Every line of the material is to be quoted verbatim, minus the pictures.

> Supplied data
----------------

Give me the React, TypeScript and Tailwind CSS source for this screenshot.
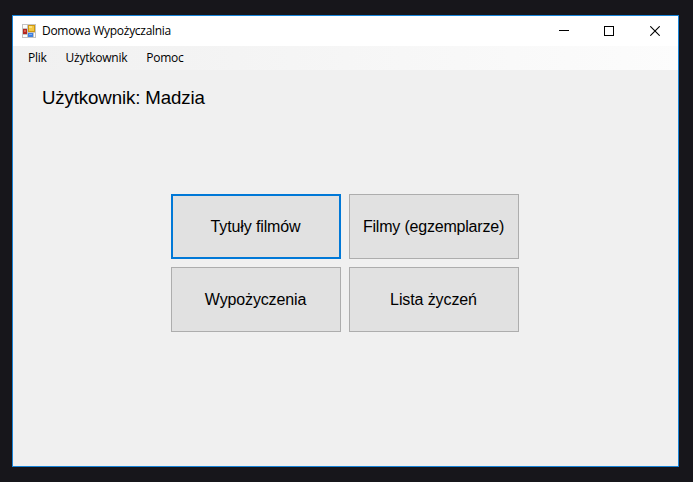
function AppIcon() {
  return (
    <svg className="block shrink-0" width="14" height="14" viewBox="0 0 14 14" shapeRendering="crispEdges">
      <rect width="14" height="14" fill="#c3c3c3" />
      <path d="M1 1h4v3H1zM1 11h4v2H1zM12 9h1v4h-1z" fill="#fdfdfd" />
      <rect x="1" y="5" width="4" height="5" fill="#b5271f" />
      <rect x="2" y="6" width="2" height="2" fill="#d9604f" />
      <rect x="6" y="1" width="7" height="7" fill="#cf980f" />
      <rect x="7" y="2" width="5" height="5" fill="#f3c742" />
      <rect x="7" y="2" width="3" height="2" fill="#fbe07c" />
      <rect x="6" y="9" width="5" height="4" fill="#3f80df" />
      <rect x="7" y="10" width="3" height="1" fill="#80adf2" />
    </svg>
  );
}

function WindowControls() {
  return (
    <div className="ml-auto flex h-full">
      <button aria-label="Minimalizuj" className="flex w-[44px] items-center justify-center">
        <svg width="10" height="10" viewBox="0 0 10 10" shapeRendering="crispEdges">
          <path d="M0 4h10v1H0z" fill="#000" />
        </svg>
      </button>
      <button aria-label="Maksymalizuj" className="flex w-[46px] items-center justify-center">
        <svg width="10" height="10" viewBox="0 0 10 10" shapeRendering="crispEdges">
          <rect x="0.5" y="0.5" width="9" height="9" fill="none" stroke="#000" />
        </svg>
      </button>
      <button aria-label="Zamknij" className="flex w-[46px] items-center justify-center">
        <svg width="10" height="10" viewBox="0 0 10 10">
          <path d="M0.3 0.3l9.4 9.4M9.7 0.3l-9.4 9.4" stroke="#000" strokeWidth="1.1" />
        </svg>
      </button>
    </div>
  );
}

function TileButton({ label, tracking, focused = false }: { label: string; tracking: string; focused?: boolean }) {
  return (
    <button
      className={`flex items-center justify-center whitespace-nowrap bg-[#e1e1e1] pr-px text-[16px] leading-none ${tracking} ${
        focused ? "border-2 border-[#0078d7]" : "border border-[#adadad]"
      }`}
    >
      {label}
    </button>
  );
}

export default function App() {
  return (
    <div className="h-[482px] w-[693px] overflow-hidden bg-[#17161b] pt-[15px] pl-3 text-black">
      <div className="flex h-[452px] w-[667px] flex-col border border-[#1883d7] bg-[#f0f0f0] font-['Liberation_Sans',Arial,sans-serif]">
        <header className="flex h-[30px] shrink-0 items-center bg-white pl-[9px] font-['Open_Sans','Noto_Sans',sans-serif] text-[12px] leading-none">
          <AppIcon />
          <span className="ml-1.5 whitespace-nowrap tracking-[-0.29px]">Domowa Wypożyczalnia</span>
          <WindowControls />
        </header>
        <nav className="flex h-6 shrink-0 items-center gap-[19px] bg-linear-to-r from-[#f0f0f0] to-[#fcfcfc] pl-[15px] font-['Open_Sans','Noto_Sans',sans-serif] text-[12px] leading-none tracking-[-0.25px]">
          <span>Plik</span>
          <span>Użytkownik</span>
          <span>Pomoc</span>
        </nav>
        <main className="flex flex-col">
          <h1 className="mt-[17px] ml-[29px] text-[18.67px] leading-[21px] tracking-[-0.12px]">Użytkownik: Madzia</h1>
          <div className="mt-[86px] ml-[158px] grid grid-cols-[170px_170px] grid-rows-[65px_65px] gap-2">
            <TileButton label="Tytuły filmów" tracking="tracking-[-0.12px]" focused />
            <TileButton label="Filmy (egzemplarze)" tracking="tracking-[-0.2px]" />
            <TileButton label="Wypożyczenia" tracking="tracking-[-0.14px]" />
            <TileButton label="Lista życzeń" tracking="tracking-[-0.1px]" />
          </div>
        </main>
      </div>
    </div>
  );
}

----------------

> Right answer
Give me the React, TypeScript and Tailwind CSS source for this screenshot.
function AppIcon() {
  return (
    <svg className="block shrink-0" width="14" height="14" viewBox="0 0 14 14" shapeRendering="crispEdges">
      <rect width="14" height="14" fill="#c3c3c3" />
      <path d="M1 1h4v3H1zM1 11h4v2H1zM12 9h1v4h-1z" fill="#fdfdfd" />
      <rect x="1" y="5" width="4" height="5" fill="#b5271f" />
      <rect x="2" y="6" width="2" height="2" fill="#d9604f" />
      <rect x="6" y="1" width="7" height="7" fill="#cf980f" />
      <rect x="7" y="2" width="5" height="5" fill="#f3c742" />
      <rect x="7" y="2" width="3" height="2" fill="#fbe07c" />
      <rect x="6" y="9" width="5" height="4" fill="#3f80df" />
      <rect x="7" y="10" width="3" height="1" fill="#80adf2" />
    </svg>
  );
}

function WindowControls() {
  return (
    <div className="ml-auto flex h-full">
      <button aria-label="Minimalizuj" className="flex w-[44px] items-center justify-center">
        <svg width="10" height="10" viewBox="0 0 10 10" shapeRendering="crispEdges">
          <path d="M0 4h10v1H0z" fill="#000" />
        </svg>
      </button>
      <button aria-label="Maksymalizuj" className="flex w-[46px] items-center justify-center">
        <svg width="10" height="10" viewBox="0 0 10 10" shapeRendering="crispEdges">
          <rect x="0.5" y="0.5" width="9" height="9" fill="none" stroke="#000" />
        </svg>
      </button>
      <button aria-label="Zamknij" className="flex w-[46px] items-center justify-center">
        <svg width="10" height="10" viewBox="0 0 10 10">
          <path d="M0.3 0.3l9.4 9.4M9.7 0.3l-9.4 9.4" stroke="#000" strokeWidth="1.1" />
        </svg>
      </button>
    </div>
  );
}

function TileButton({ label, tracking, focused = false }: { label: string; tracking: string; focused?: boolean }) {
  return (
    <button
      className={`flex items-center justify-center whitespace-nowrap bg-[#e1e1e1] pr-px text-[16px] leading-none ${tracking} ${
        focused ? "border-2 border-[#0078d7]" : "border border-[#adadad]"
      }`}
    >
      {label}
    </button>
  );
}

export default function App() {
  return (
    <div className="h-[482px] w-[693px] overflow-hidden bg-[#17161b] pt-[15px] pl-3 text-black">
      <div className="flex h-[452px] w-[667px] flex-col border border-[#1883d7] bg-[#f0f0f0] font-['Liberation_Sans',Arial,sans-serif]">
        <header className="flex h-[30px] shrink-0 items-center bg-white pl-[9px] font-['Open_Sans','Noto_Sans',sans-serif] text-[12px] leading-none">
          <AppIcon />
          <span className="ml-1.5 whitespace-nowrap tracking-[-0.29px]">Domowa Wypożyczalnia</span>
          <WindowControls />
        </header>
        <nav className="flex h-6 shrink-0 items-center gap-[19px] bg-linear-to-r from-[#f0f0f0] to-[#fcfcfc] pl-[15px] font-['Open_Sans','Noto_Sans',sans-serif] text-[12px] leading-none tracking-[-0.25px]">
          <span>Plik</span>
          <span>Użytkownik</span>
          <span>Pomoc</span>
        </nav>
        <main className="flex flex-col">
          <h1 className="mt-[17px] ml-[29px] text-[18.67px] leading-[21px] tracking-[-0.12px]">Użytkownik: Madzia</h1>
          <div className="mt-[86px] ml-[158px] grid grid-cols-[170px_170px] grid-rows-[65px_65px] gap-2">
            <TileButton label="Tytuły filmów" tracking="tracking-[-0.12px]" focused />
            <TileButton label="Filmy (egzemplarze)" tracking="tracking-[-0.2px]" />
            <TileButton label="Wypożyczenia" tracking="tracking-[-0.14px]" />
            <TileButton label="Lista życzeń" tracking="tracking-[-0.1px]" />
          </div>
        </main>
      </div>
    </div>
  );
}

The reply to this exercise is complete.